Accordingly, transiting planets in long-period orbits may have RM effect amplitudes several times their orbital RV amplitude. The advantages of this become quite apparent when one takes into consideration the timescales involved. Without the Rossiter-McLaughlin effect, a Doppler spectroscopic detection of an Earth-analogue around a solar-type star (with v sin i = 5 km s-1) would require at least a year to secure a full orbit, and furthermore, would require a Doppler precision on the order of 10 cm s-1. With noise issues in the RV data, it may require several orbits to build up enough data to confirm the planet. However, the Rossiter-McLaughlin effect for the same planet would be on the order of ~30 cm s-1 and would last less than a day. The far shorter time needed to observe the RM effect and the far greater amplitude make this a promising tool to validate extrasolar planet candidates whose existence are known from transits alone, but whose mass may take a considerable amount of effort to determine. Instead of wasting months trying to validate a planet candidate and run the risk that the candidate is a false-positive, a single night can conclusively demonstrate that the object is an orbiting planet.
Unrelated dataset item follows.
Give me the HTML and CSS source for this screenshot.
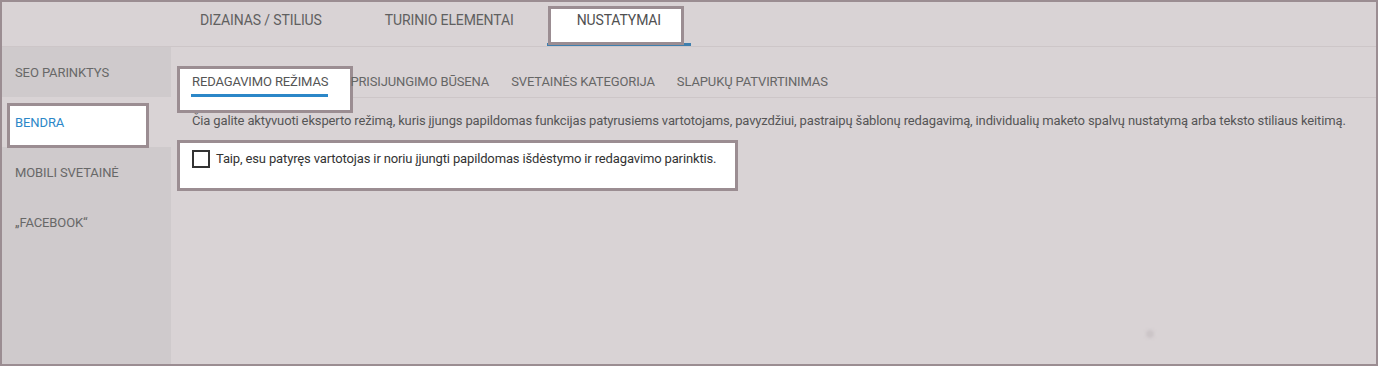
FILE: index.html
```html
<!DOCTYPE html>
<html lang="lt">
<head>
<meta charset="utf-8">
<title>Nustatymai</title>
<link rel="stylesheet" href="styles.css">
</head>
<body>
<div class="frame">
  <nav class="topnav">
    <a class="tab">DIZAINAS / STILIUS</a>
    <a class="tab">TURINIO ELEMENTAI</a>
    <a class="tab active"><span class="label">NUSTATYMAI</span></a>
  </nav>
  <div class="main">
    <aside class="sidebar">
      <a class="side-item">SEO PARINKTYS</a>
      <a class="side-item active"><span class="label">BENDRA</span></a>
      <a class="side-item">MOBILI SVETAINĖ</a>
      <a class="side-item">„FACEBOOK“</a>
    </aside>
    <section class="content">
      <div class="subtabs">
        <a class="subtab active"><span class="label">REDAGAVIMO REŽIMAS</span></a>
        <a class="subtab">PRISIJUNGIMO BŪSENA</a>
        <a class="subtab">SVETAINĖS KATEGORIJA</a>
        <a class="subtab">SLAPUKŲ PATVIRTINIMAS</a>
      </div>
      <p class="desc">Čia galite aktyvuoti eksperto režimą, kuris įjungs papildomas funkcijas patyrusiems vartotojams, pavyzdžiui, pastraipų šablonų redagavimą, individualių maketo spalvų nustatymą arba teksto stiliaus keitimą.</p>
      <label class="option">
        <span class="checkbox"></span>
        <span class="option-text">Taip, esu patyręs vartotojas ir noriu įjungti papildomas išdėstymo ir redagavimo parinktis.</span>
      </label>
    </section>
  </div>
  <span class="dot"></span>
</div>
</body>
</html>
```

FILE: styles.css
```css
* { box-sizing: border-box; }

html, body {
  margin: 0;
  padding: 0;
}

body {
  font-family: Roboto, "Liberation Sans", Arial, sans-serif;
  background: #d9d3d5;
}

.frame {
  position: relative;
  width: 1378px;
  height: 366px;
  border: 2px solid #9b8d92;
  background: #d9d3d5;
  display: flex;
  flex-direction: column;
  overflow: hidden;
}

/* top navigation */
.topnav {
  display: flex;
  height: 45px;
  padding-left: 168px;
  border-bottom: 1px solid #cdc6c8;
  flex: none;
}

.tab {
  position: relative;
  display: block;
  padding: 10px 30px 0;
  margin-right: 3px;
  height: 44px;
  font-size: 14px;
  line-height: 16px;
  letter-spacing: -0.12px;
  color: #606060;
  white-space: nowrap;
}

.tab.active {
  color: #505050;
  border-bottom: 3px solid #3f7fae;
}

.tab.active::before {
  content: "";
  position: absolute;
  left: 1px;
  right: 7px;
  top: 4px;
  height: 33px;
  background: #fff;
  border: 3px solid #9b8d92;
}

.label {
  position: relative;
  z-index: 1;
}

/* main */
.main {
  display: flex;
  flex: 1;
  min-height: 0;
}

.sidebar {
  width: 169px;
  flex: none;
  background: #cfcacc;
  display: flex;
  flex-direction: column;
}

.side-item {
  position: relative;
  display: flex;
  align-items: center;
  height: 50px;
  padding-left: 13px;
  padding-top: 1px;
  font-size: 13px;
  letter-spacing: -0.1px;
  color: #686868;
}

.side-item.active {
  background: #d9d3d5;
  color: #2b87c8;
}

.side-item.active::before {
  content: "";
  position: absolute;
  left: 5px;
  top: 6px;
  width: 136px;
  height: 39px;
  background: #fff;
  border: 3px solid #9b8d92;
}

.content {
  flex: 1;
  padding-left: 6px;
}

.subtabs {
  display: flex;
  gap: 22px;
  padding-left: 14px;
  margin-top: 19px;
  border-bottom: 1px solid #cdc6c8;
}

.subtab {
  position: relative;
  display: block;
  padding: 8px 0 7px;
  font-size: 13px;
  line-height: 16px;
  letter-spacing: -0.13px;
  color: #666;
  white-space: nowrap;
}

.subtab.active {
  color: #555;
  padding-left: 1px;
}

.subtab.active::before {
  content: "";
  position: absolute;
  left: -14px;
  top: 0;
  width: 170px;
  height: 41px;
  background: #fff;
  border: 3px solid #9b8d92;
}

.subtab.active::after {
  content: "";
  position: absolute;
  left: 0;
  right: 0;
  bottom: 0;
  height: 3px;
  background: #2b87c8;
  z-index: 1;
}

.desc {
  margin: 15px 0 0;
  padding-left: 15px;
  font-size: 13px;
  line-height: 16px;
  letter-spacing: -0.14px;
  color: #555;
  white-space: nowrap;
}

.option {
  display: flex;
  align-items: flex-start;
  width: 561px;
  height: 51px;
  margin-top: 11px;
  padding: 7px 12px;
  background: #fff;
  border: 3px solid #9b8d92;
}

.checkbox {
  width: 18px;
  height: 18px;
  flex: none;
  border: 2px solid #333;
  background: #fff;
}

.option-text {
  margin-left: 6px;
  font-size: 13px;
  line-height: 18px;
  letter-spacing: -0.14px;
  color: #333;
  white-space: nowrap;
}

.dot {
  position: absolute;
  left: 1144px;
  top: 328px;
  width: 8px;
  height: 8px;
  border-radius: 50%;
  background: #cbc4c7;
  filter: blur(1.5px);
}
```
Rossiter-McLaughlin Effect for a transiting Earth analogue

Because the rotational velocity of a star is correlated with its age and mass, which itself is correlated to the spectral type of the star, the true rotational velocity of a star is loosely correlated to the spectral type. Comparing a measured v sin i to the expected rotational velocity can give you a loose estimate for the inclination of the stellar rotation axis to the line of sight. This, combined with λ, can permit you to estimate the true spin-orbit alignment angle, typically denoted with φ (though variations on this definitely exist).

Constraining the spin-orbit alignment angle of extrasolar planetary systems provides clues to their dynamical histories. It is still not clear how hot Jupiter systems form. Giant planets may tidally interact with the planet-forming disk to migrate inward toward the star, or they may be gravitationally scattered inward by close encounters with other planets. Either scenario has testable predictions in the context of the observed spin-orbit alignment of a planetary system.

Peaceful migration through disk-interaction is expected to result in well-aligned planetary systems. Like in our Solar System, planets that form in a protoplanetary disk coplanar with the stellar equator will maintain that orientation, and you’ll end up with planets orbiting close to the stellar equatorial plane. However if hot Jupiters are the result of the scattering of planets through close encounters with each other, then the migration behaviour of hot Jupiters will have been much more chaotic in the early history of the planetary system and the spin-orbit alignment angle may have a wide range of values.

The first few hot Jupiters to have their RM effects measured were all fairly well aligned, consistent with calm migration as was generally believed to be the most likely explanation of their origin. Later work with planets from the SuperWASP survey uncovered several misaligned planets, including even retrograde hot Jupiters. Further work since has found planets across a wide range of values for λ.

Hot Jupiter Alignments

As spin-orbit alignment angles came in over the years it became apparent that misaligned planets are preferentially around hotter stars. Specifically above stellar effective temperatures of Teff > 6250 K, the distribution of λ seems to be much more random. This is clearly a clue to understanding the dynamical histories of hot Jupiters, but it’s not currently clear what it means.

Not only will measuring λ for extrasolar planet systems help us understand their formation histories, but it can also prove to be a powerful tool for confirming small, long-period planets with relatively little effort. It can require fairly high quality RV data, but it is well worth the effort to obtain these values, especially for smaller planets to see how the dynamical histories of low-mass, short-period planets compare to those of hot Jupiters. Do these multi-planet systems of low-mass planets form in a similar way to hot Jupiters? So far the evidence appears to point to “no,” but more data is needed to understand this question.